For people like Bonhoeffer this was utterly unacceptable. Many pastors joined together to resist the attempt to turn churches into organs of the Nazi state. Unfortunately, the first few months of this struggle were rather unsuccessful. Through various underhand machinations, the Nazis were able to ensure the German Christians performed well in church elections in July 1933, and soon after this a deeply dejected Bonhoeffer came to London, perhaps to lick his wounds.
Bonhoeffer’s immediate duties as a pastor in Forest Hill did not lead to a retreat from the struggle with Nazism. He fought virulently to ensure that the German congregations in Britain were kept free from Nazi control. He also campaigned with his comrades in the struggle back home – firing off countless telegrams, and spending many hours on the telephone. All his telephone calls were made at the Forest Hill Post Office. It is recorded that the staff at the PO took pity on the friendly and polite young German when they saw his astronomical phone-bill, and gave him a 50% discount as a good will gesture.
He also underwent considerable soul-searching about how he should respond more broadly to the evil of Nazism. While in London he was preoccupied with the figure of Mahatma Gandhi, who was then a thorn in the side of the Imperial British. Bonhoeffer was a pacifist, who believed that his Christian faith forbade him from violence against other human beings. Gandhi’s methods of non-violent resistance to the British authorities were fascinating to Bonhoeffer, and he made concrete plans to visit Gandhi, and received an invitation to stay with him in an Indian ashram. Although this never materialised, it provides us with one of many examples in which we see how highly unique Dietrich Bonhoeffer was. Most of the Nazi-resisters in the protestant churches were conservatives, who opposed certain ideas associated with the German Christians on theological grounds, such as believing it is necessary to preserve the Jewish Scriptures (or the Old Testament), as part of the Christian Bible. Bonhoeffer was rather different, in that although broadly speaking quite conservative, he clearly saw Nazism itself as an utterly evil ideology in its entirety, and well-beyond merely the attempt to synchronise the churches.

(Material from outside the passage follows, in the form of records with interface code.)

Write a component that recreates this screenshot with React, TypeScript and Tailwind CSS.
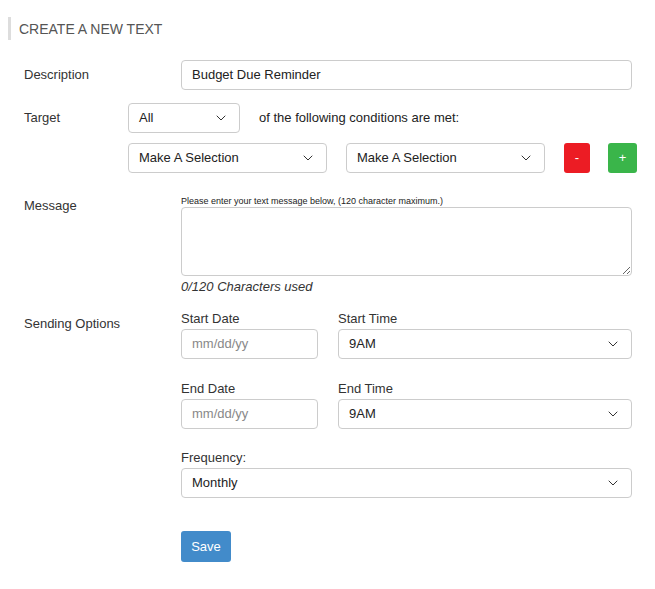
import React from 'react';
import { ChevronDown } from 'lucide-react';

const font = { fontFamily: '"Liberation Sans", Arial, sans-serif' };

const Select: React.FC<{ value: string; className: string }> = ({ value, className }) => (
  <div className={`flex items-center justify-between border border-[#ccc] rounded bg-white px-[10px] text-[13px] text-[#222] ${className}`}>
    <span>{value}</span>
    <ChevronDown className="w-4 h-4 text-[#333]" strokeWidth={1.5} />
  </div>
);

const DateInput: React.FC = () => (
  <div className="flex items-center w-[137px] h-[30px] border border-[#ccc] rounded px-[10px] text-[13px] text-[#888]">
    mm/dd/yy
  </div>
);

const App: React.FC = () => {
  return (
    <div className="w-[655px] h-[589px] bg-white text-[#333] text-[13px] leading-[16px]" style={font}>
      {/* Heading */}
      <div className="pt-[17px] pl-2">
        <div className="border-l-[3px] border-[#ddd] h-[23px] flex items-center pl-2 text-[14px] text-[#555]">
          CREATE A NEW TEXT
        </div>
      </div>

      <div className="pl-6 pr-[23px] pt-5">
        {/* Description */}
        <div className="flex items-center h-[30px]">
          <div className="w-[157px]">Description</div>
          <div className="flex-1 h-[30px] border border-[#ccc] rounded flex items-center px-[10px] text-[#222]">
            Budget Due Reminder
          </div>
        </div>

        {/* Target */}
        <div className="flex items-center h-[30px] mt-[13px]">
          <div className="w-[104px]">Target</div>
          <Select value="All" className="w-[112px] h-[30px]" />
          <div className="ml-[19px] text-[#222]">of the following conditions are met:</div>
        </div>
        <div className="flex items-center h-[30px] mt-[10px] pl-[104px]">
          <Select value="Make A Selection" className="w-[199px] h-[30px] shrink-0" />
          <Select value="Make A Selection" className="w-[199px] h-[30px] ml-[19px] shrink-0" />
          <div className="ml-[19px] w-[26px] h-[30px] shrink-0 rounded-[3px] bg-[#ec1c24] text-white flex items-center justify-center text-[13px]">-</div>
          <div className="ml-[18px] w-[29px] h-[30px] shrink-0 rounded-[3px] bg-[#3ab54a] text-white flex items-center justify-center text-[13px]">+</div>
        </div>

        {/* Message */}
        <div className="flex mt-[22px]">
          <div className="w-[157px] pt-[3px]">Message</div>
          <div className="flex-1">
            <div className="text-[9px] leading-[12px] text-[#222]">
              Please enter your text message below, (120 character maximum.)
            </div>
            <textarea className="block w-full h-[69px] border border-[#ccc] rounded resize-y outline-none" />
            <div className="italic mt-[3px] text-[#333]">0/120 Characters used</div>
          </div>
        </div>

        {/* Sending Options */}
        <div className="flex mt-[16px]">
          <div className="w-[157px] pt-[5px]">Sending Options</div>
          <div className="flex-1">
            <div className="flex gap-5">
              <div>
                <div className="mb-[2px]">Start Date</div>
                <DateInput />
              </div>
              <div className="flex-1">
                <div className="mb-[2px]">Start Time</div>
                <Select value="9AM" className="w-full h-[30px]" />
              </div>
            </div>
            <div className="flex gap-5 mt-[22px]">
              <div>
                <div className="mb-[2px]">End Date</div>
                <DateInput />
              </div>
              <div className="flex-1">
                <div className="mb-[2px]">End Time</div>
                <Select value="9AM" className="w-full h-[30px]" />
              </div>
            </div>
            <div className="mt-[21px]">
              <div className="mb-[2px]">Frequency:</div>
              <Select value="Monthly" className="w-full h-[30px]" />
            </div>
            <button className="mt-[33px] w-[50px] h-[31px] rounded-[3px] bg-[#428bca] text-white text-[13px]">
              Save
            </button>
          </div>
        </div>
      </div>
    </div>
  );
};

export default App;
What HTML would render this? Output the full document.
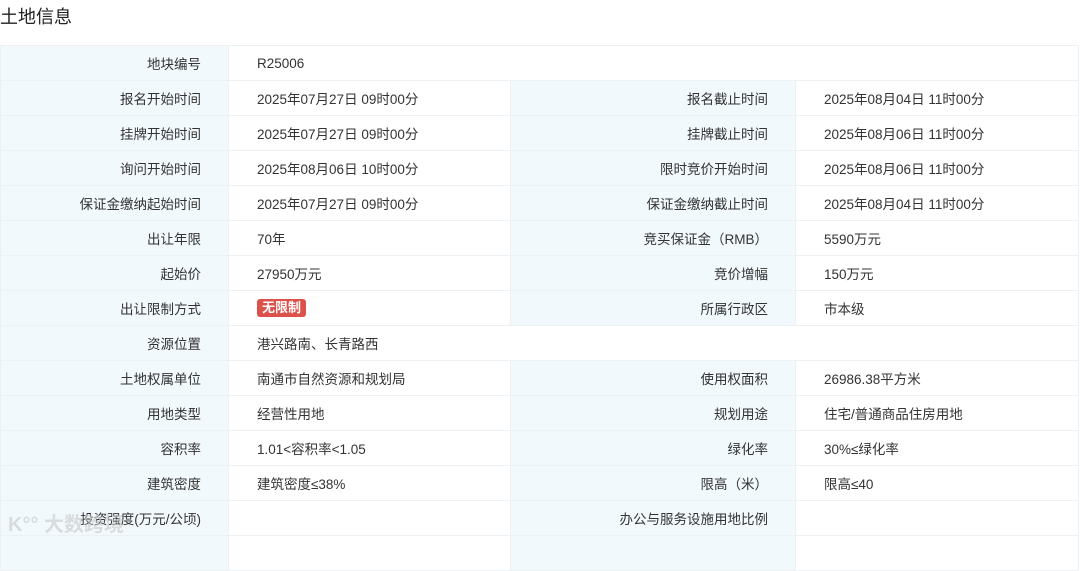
<!DOCTYPE html>
<html><head><meta charset="utf-8"><style>
body{margin:0;background:#fff;font-family:"Liberation Sans","Noto Sans CJK SC",sans-serif;color:#333;width:1080px;height:541px;overflow:hidden;position:relative}
h1{position:absolute;left:0;top:3px;margin:0;font-size:18px;font-weight:normal;color:#222}
table{position:absolute;left:0;top:45px;border-collapse:collapse;width:1078px;table-layout:fixed;font-size:13.5px}
td{height:34px;border:1px solid #edf1f4;padding:0;white-space:nowrap}
td.l{background:#f2f9fd;text-align:right;padding-right:27px;color:#333}
td.v{padding-left:28px}
.b{display:inline-block;background:#dc5149;color:#fff;font-weight:bold;font-size:13px;padding:0 5px;line-height:18px;border-radius:3px}
.wm{position:absolute;left:8px;top:508px;color:rgba(200,200,200,.6);font-size:20px;font-weight:bold}
</style></head><body>
<h1>土地信息</h1>
<table>
<colgroup><col style="width:228px"><col style="width:282px"><col style="width:285px"><col style="width:283px"></colgroup>
<tr><td class="l">地块编号</td><td class="v" colspan="3">R25006</td></tr>
<tr><td class="l">报名开始时间</td><td class="v">2025年07月27日 09时00分</td><td class="l">报名截止时间</td><td class="v">2025年08月04日 11时00分</td></tr>
<tr><td class="l">挂牌开始时间</td><td class="v">2025年07月27日 09时00分</td><td class="l">挂牌截止时间</td><td class="v">2025年08月06日 11时00分</td></tr>
<tr><td class="l">询问开始时间</td><td class="v">2025年08月06日 10时00分</td><td class="l">限时竞价开始时间</td><td class="v">2025年08月06日 11时00分</td></tr>
<tr><td class="l">保证金缴纳起始时间</td><td class="v">2025年07月27日 09时00分</td><td class="l">保证金缴纳截止时间</td><td class="v">2025年08月04日 11时00分</td></tr>
<tr><td class="l">出让年限</td><td class="v">70年</td><td class="l">竞买保证金（RMB）</td><td class="v">5590万元</td></tr>
<tr><td class="l">起始价</td><td class="v">27950万元</td><td class="l">竞价增幅</td><td class="v">150万元</td></tr>
<tr><td class="l">出让限制方式</td><td class="v"><span class="b">无限制</span></td><td class="l">所属行政区</td><td class="v">市本级</td></tr>
<tr><td class="l">资源位置</td><td class="v" colspan="3">港兴路南、长青路西</td></tr>
<tr><td class="l">土地权属单位</td><td class="v">南通市自然资源和规划局</td><td class="l">使用权面积</td><td class="v">26986.38平方米</td></tr>
<tr><td class="l">用地类型</td><td class="v">经营性用地</td><td class="l">规划用途</td><td class="v">住宅/普通商品住房用地</td></tr>
<tr><td class="l">容积率</td><td class="v">1.01&lt;容积率&lt;1.05</td><td class="l">绿化率</td><td class="v">30%≤绿化率</td></tr>
<tr><td class="l">建筑密度</td><td class="v">建筑密度≤38%</td><td class="l">限高（米）</td><td class="v">限高≤40</td></tr>
<tr><td class="l">投资强度(万元/公顷)</td><td class="v"></td><td class="l">办公与服务设施用地比例</td><td class="v"></td></tr>
<tr><td class="l"></td><td class="v"></td><td class="l"></td><td class="v"></td></tr>
</table>
<div class="wm">K°° 大数跨境</div>
</body></html>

One way in which this uniqueness is apparent, is that his letters from London show him planning to found to community, a sort-of Christian monastery, practising some aspects of Gandhi’s pacifist resistance, to oppose the Nazi regime. In July 1934, the Nazi resisting pastors back in Germany had decided they wanted to start some training colleges for their ministers, as an alternative to the training which was under Nazi control. Bonhoeffer was offered the position of directing one such college, and he accepted in September. One reason his stay in Forest Hill is rather important in his own personal development, is that he decided when he was here to make this training college into the monastic community he had been planning for some time. This was a moment of great personal significance for Bonhoeffer, and he wrote to his brother in January 1935, that ‘I often feel quite happy’, as ‘for the first time in my life I feel I am on the right track’. He went on a tour of some of the English theological colleges in Spring 1935 to conduct research for his new endeavour, spending some time at colleges in Oxford, Mirfield and Kelham. He left Britain to found his own college in April of that year.
When one reads Bonhoeffer’s work from before his time in Forest Hill, and his time afterwards, one is struck by the difference in tone and style. After his return, he spoke with a new frankness and confidence. The young pastor seems to have found his voice while living in the Manor Mount parsonage, and to have undergone an important, personal change – seeing his calling in life to be full-blown opposition to Nazi ideology in all its forms. This change was to have consequences in Bonhoeffer’s life which are now very well-known. Some years later, around 1940, he decided that, notwithstanding his pacifist convictions, he would try and help end the Nazi regime by any means necessary, even violence. He became involved in a group which were plotting to kill Hitler, and then hoping to broker a deal with the Allies for a German surrender. This group’s attempts were unsuccessful, and as a consequence, Bonhoeffer himself was implicated to the authorities. For this reason, he was executed at the Flossenbürg Concentration Camp, on April 8th 1945, aged 39.
This is indeed a desolate scene, dying on the gallows of a Nazi concentration camp in some of the darkest and most chaotic days of the 20th Century. But Bonhoeffer continues to fascinate and inspire many people across the globe to this day. His theological and spiritual writings are widely read and studied, and there is a statue of him amongst other 20th Christian martyrs at Westminster Abbey. He is also, arguably, one of Forest Hill’s most important historical residents. There are many reasons why those of us who live here today would do well to engage with his message and seek to continue his legacy, in this little pocket of South London which is significant for his life story. In Dietrich Bonhoeffer we see a blend of genuine and heartfelt conviction, inspiring and poignant religious faith, a deep respect for the dignity of human beings of all races and creeds, a highly sophisticated and culturally literate intellect, and an innate humanity, which not only had a powerful effect on those who knew him back then – but looks likely to continue to affect people well into the 21st Century. For these reasons we would do well to celebrate and perpetuate the legacy of this saint of Forest Hill.